__TASK__
Make an exact transcription of the material, leaving out all images.

__MATERIAL__
========

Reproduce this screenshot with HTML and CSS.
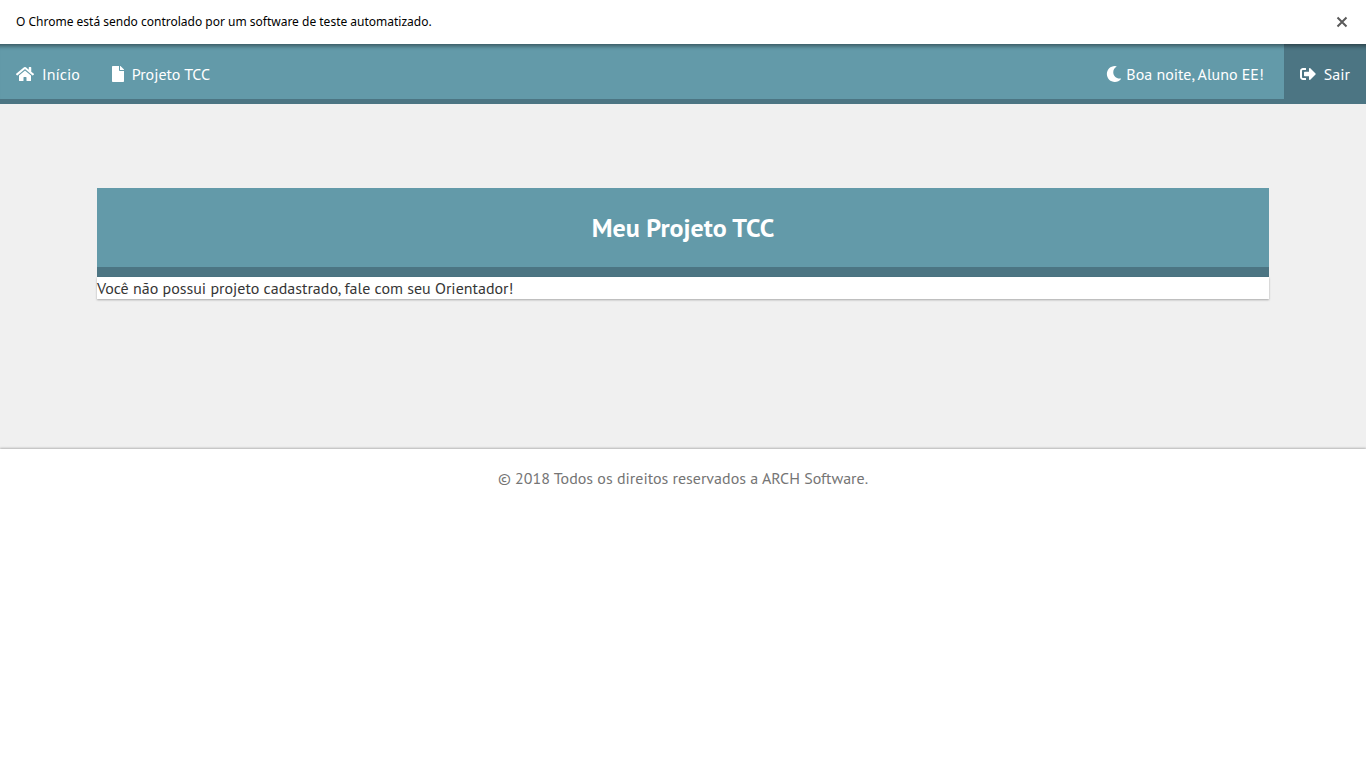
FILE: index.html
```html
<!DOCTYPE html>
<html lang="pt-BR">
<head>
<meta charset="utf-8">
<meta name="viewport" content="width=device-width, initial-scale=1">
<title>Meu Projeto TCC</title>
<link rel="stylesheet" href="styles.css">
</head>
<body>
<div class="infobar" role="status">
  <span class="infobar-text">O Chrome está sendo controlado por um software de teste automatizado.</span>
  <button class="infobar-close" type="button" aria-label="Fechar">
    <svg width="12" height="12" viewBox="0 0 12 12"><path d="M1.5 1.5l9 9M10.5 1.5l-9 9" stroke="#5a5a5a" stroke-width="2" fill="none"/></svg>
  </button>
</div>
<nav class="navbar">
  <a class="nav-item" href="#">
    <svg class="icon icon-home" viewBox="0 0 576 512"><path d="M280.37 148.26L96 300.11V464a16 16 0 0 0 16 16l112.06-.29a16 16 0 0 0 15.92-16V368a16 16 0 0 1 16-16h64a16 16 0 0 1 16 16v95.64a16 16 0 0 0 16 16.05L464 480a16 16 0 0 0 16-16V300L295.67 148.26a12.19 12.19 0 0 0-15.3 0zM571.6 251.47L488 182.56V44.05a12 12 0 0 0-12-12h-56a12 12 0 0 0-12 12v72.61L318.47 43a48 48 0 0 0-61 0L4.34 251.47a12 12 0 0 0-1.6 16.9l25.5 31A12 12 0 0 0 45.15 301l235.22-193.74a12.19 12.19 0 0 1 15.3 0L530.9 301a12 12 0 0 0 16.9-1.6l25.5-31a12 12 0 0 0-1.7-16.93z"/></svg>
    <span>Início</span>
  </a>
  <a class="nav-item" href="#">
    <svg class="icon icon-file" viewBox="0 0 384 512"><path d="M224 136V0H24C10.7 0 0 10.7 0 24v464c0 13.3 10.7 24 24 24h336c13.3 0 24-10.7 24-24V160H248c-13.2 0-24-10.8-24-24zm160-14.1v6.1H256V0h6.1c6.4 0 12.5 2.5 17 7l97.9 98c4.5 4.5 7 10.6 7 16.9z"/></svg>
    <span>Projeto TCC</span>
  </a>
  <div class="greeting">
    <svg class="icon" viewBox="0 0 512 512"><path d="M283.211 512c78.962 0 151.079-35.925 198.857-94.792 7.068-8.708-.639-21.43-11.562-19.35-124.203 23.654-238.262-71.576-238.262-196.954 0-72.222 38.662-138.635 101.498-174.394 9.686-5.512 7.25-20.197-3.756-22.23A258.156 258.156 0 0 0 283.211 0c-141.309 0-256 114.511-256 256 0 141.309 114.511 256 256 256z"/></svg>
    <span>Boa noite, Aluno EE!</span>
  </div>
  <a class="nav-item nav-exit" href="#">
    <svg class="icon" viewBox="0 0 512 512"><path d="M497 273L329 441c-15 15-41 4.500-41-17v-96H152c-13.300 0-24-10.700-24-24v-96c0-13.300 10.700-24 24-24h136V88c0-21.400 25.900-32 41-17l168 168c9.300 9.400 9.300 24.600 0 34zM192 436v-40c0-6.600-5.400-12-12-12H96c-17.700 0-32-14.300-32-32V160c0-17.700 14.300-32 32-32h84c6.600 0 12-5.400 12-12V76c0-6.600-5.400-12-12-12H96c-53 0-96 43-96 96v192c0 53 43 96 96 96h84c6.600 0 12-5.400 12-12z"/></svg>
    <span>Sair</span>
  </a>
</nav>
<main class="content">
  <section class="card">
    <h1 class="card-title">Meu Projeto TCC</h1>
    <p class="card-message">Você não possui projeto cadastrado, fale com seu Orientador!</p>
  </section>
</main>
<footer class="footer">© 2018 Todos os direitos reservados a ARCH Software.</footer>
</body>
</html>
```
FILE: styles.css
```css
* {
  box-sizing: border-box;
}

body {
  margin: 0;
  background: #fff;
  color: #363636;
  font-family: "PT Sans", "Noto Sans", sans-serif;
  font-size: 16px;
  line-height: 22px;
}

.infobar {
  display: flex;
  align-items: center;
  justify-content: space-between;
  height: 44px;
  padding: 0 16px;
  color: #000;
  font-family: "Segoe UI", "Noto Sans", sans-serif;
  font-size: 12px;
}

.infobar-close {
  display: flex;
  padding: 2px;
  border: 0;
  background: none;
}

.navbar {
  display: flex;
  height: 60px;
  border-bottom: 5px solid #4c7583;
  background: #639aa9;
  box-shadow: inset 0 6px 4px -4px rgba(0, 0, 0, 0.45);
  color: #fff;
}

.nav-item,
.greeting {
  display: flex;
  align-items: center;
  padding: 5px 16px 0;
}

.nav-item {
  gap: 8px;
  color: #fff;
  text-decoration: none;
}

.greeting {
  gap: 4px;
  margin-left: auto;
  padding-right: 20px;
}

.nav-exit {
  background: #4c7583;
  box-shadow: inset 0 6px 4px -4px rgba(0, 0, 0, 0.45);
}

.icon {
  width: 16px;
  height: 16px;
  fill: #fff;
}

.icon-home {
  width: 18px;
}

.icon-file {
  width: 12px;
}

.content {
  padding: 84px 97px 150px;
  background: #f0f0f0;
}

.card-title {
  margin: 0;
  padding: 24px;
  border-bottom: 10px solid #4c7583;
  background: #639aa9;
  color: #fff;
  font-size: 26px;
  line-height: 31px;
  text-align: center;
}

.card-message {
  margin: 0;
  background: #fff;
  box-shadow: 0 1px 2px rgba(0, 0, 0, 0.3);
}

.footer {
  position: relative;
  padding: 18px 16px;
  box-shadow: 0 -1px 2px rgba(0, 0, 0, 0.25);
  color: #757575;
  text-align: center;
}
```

========

__SOLUTION__
Reproduce this screenshot with HTML and CSS.
FILE: index.html
```html
<!DOCTYPE html>
<html lang="pt-BR">
<head>
<meta charset="utf-8">
<meta name="viewport" content="width=device-width, initial-scale=1">
<title>Meu Projeto TCC</title>
<link rel="stylesheet" href="styles.css">
</head>
<body>
<div class="infobar" role="status">
  <span class="infobar-text">O Chrome está sendo controlado por um software de teste automatizado.</span>
  <button class="infobar-close" type="button" aria-label="Fechar">
    <svg width="12" height="12" viewBox="0 0 12 12"><path d="M1.5 1.5l9 9M10.5 1.5l-9 9" stroke="#5a5a5a" stroke-width="2" fill="none"/></svg>
  </button>
</div>
<nav class="navbar">
  <a class="nav-item" href="#">
    <svg class="icon icon-home" viewBox="0 0 576 512"><path d="M280.37 148.26L96 300.11V464a16 16 0 0 0 16 16l112.06-.29a16 16 0 0 0 15.92-16V368a16 16 0 0 1 16-16h64a16 16 0 0 1 16 16v95.64a16 16 0 0 0 16 16.05L464 480a16 16 0 0 0 16-16V300L295.67 148.26a12.19 12.19 0 0 0-15.3 0zM571.6 251.47L488 182.56V44.05a12 12 0 0 0-12-12h-56a12 12 0 0 0-12 12v72.61L318.47 43a48 48 0 0 0-61 0L4.34 251.47a12 12 0 0 0-1.6 16.9l25.5 31A12 12 0 0 0 45.15 301l235.22-193.74a12.19 12.19 0 0 1 15.3 0L530.9 301a12 12 0 0 0 16.9-1.6l25.5-31a12 12 0 0 0-1.7-16.93z"/></svg>
    <span>Início</span>
  </a>
  <a class="nav-item" href="#">
    <svg class="icon icon-file" viewBox="0 0 384 512"><path d="M224 136V0H24C10.7 0 0 10.7 0 24v464c0 13.3 10.7 24 24 24h336c13.3 0 24-10.7 24-24V160H248c-13.2 0-24-10.8-24-24zm160-14.1v6.1H256V0h6.1c6.4 0 12.5 2.5 17 7l97.9 98c4.5 4.5 7 10.6 7 16.9z"/></svg>
    <span>Projeto TCC</span>
  </a>
  <div class="greeting">
    <svg class="icon" viewBox="0 0 512 512"><path d="M283.211 512c78.962 0 151.079-35.925 198.857-94.792 7.068-8.708-.639-21.43-11.562-19.35-124.203 23.654-238.262-71.576-238.262-196.954 0-72.222 38.662-138.635 101.498-174.394 9.686-5.512 7.25-20.197-3.756-22.23A258.156 258.156 0 0 0 283.211 0c-141.309 0-256 114.511-256 256 0 141.309 114.511 256 256 256z"/></svg>
    <span>Boa noite, Aluno EE!</span>
  </div>
  <a class="nav-item nav-exit" href="#">
    <svg class="icon" viewBox="0 0 512 512"><path d="M497 273L329 441c-15 15-41 4.500-41-17v-96H152c-13.300 0-24-10.700-24-24v-96c0-13.300 10.700-24 24-24h136V88c0-21.400 25.900-32 41-17l168 168c9.300 9.400 9.300 24.600 0 34zM192 436v-40c0-6.600-5.400-12-12-12H96c-17.700 0-32-14.300-32-32V160c0-17.700 14.300-32 32-32h84c6.600 0 12-5.400 12-12V76c0-6.600-5.400-12-12-12H96c-53 0-96 43-96 96v192c0 53 43 96 96 96h84c6.600 0 12-5.400 12-12z"/></svg>
    <span>Sair</span>
  </a>
</nav>
<main class="content">
  <section class="card">
    <h1 class="card-title">Meu Projeto TCC</h1>
    <p class="card-message">Você não possui projeto cadastrado, fale com seu Orientador!</p>
  </section>
</main>
<footer class="footer">© 2018 Todos os direitos reservados a ARCH Software.</footer>
</body>
</html>
```
FILE: styles.css
```css
* {
  box-sizing: border-box;
}

body {
  margin: 0;
  background: #fff;
  color: #363636;
  font-family: "PT Sans", "Noto Sans", sans-serif;
  font-size: 16px;
  line-height: 22px;
}

.infobar {
  display: flex;
  align-items: center;
  justify-content: space-between;
  height: 44px;
  padding: 0 16px;
  color: #000;
  font-family: "Segoe UI", "Noto Sans", sans-serif;
  font-size: 12px;
}

.infobar-close {
  display: flex;
  padding: 2px;
  border: 0;
  background: none;
}

.navbar {
  display: flex;
  height: 60px;
  border-bottom: 5px solid #4c7583;
  background: #639aa9;
  box-shadow: inset 0 6px 4px -4px rgba(0, 0, 0, 0.45);
  color: #fff;
}

.nav-item,
.greeting {
  display: flex;
  align-items: center;
  padding: 5px 16px 0;
}

.nav-item {
  gap: 8px;
  color: #fff;
  text-decoration: none;
}

.greeting {
  gap: 4px;
  margin-left: auto;
  padding-right: 20px;
}

.nav-exit {
  background: #4c7583;
  box-shadow: inset 0 6px 4px -4px rgba(0, 0, 0, 0.45);
}

.icon {
  width: 16px;
  height: 16px;
  fill: #fff;
}

.icon-home {
  width: 18px;
}

.icon-file {
  width: 12px;
}

.content {
  padding: 84px 97px 150px;
  background: #f0f0f0;
}

.card-title {
  margin: 0;
  padding: 24px;
  border-bottom: 10px solid #4c7583;
  background: #639aa9;
  color: #fff;
  font-size: 26px;
  line-height: 31px;
  text-align: center;
}

.card-message {
  margin: 0;
  background: #fff;
  box-shadow: 0 1px 2px rgba(0, 0, 0, 0.3);
}

.footer {
  position: relative;
  padding: 18px 16px;
  box-shadow: 0 -1px 2px rgba(0, 0, 0, 0.25);
  color: #757575;
  text-align: center;
}
```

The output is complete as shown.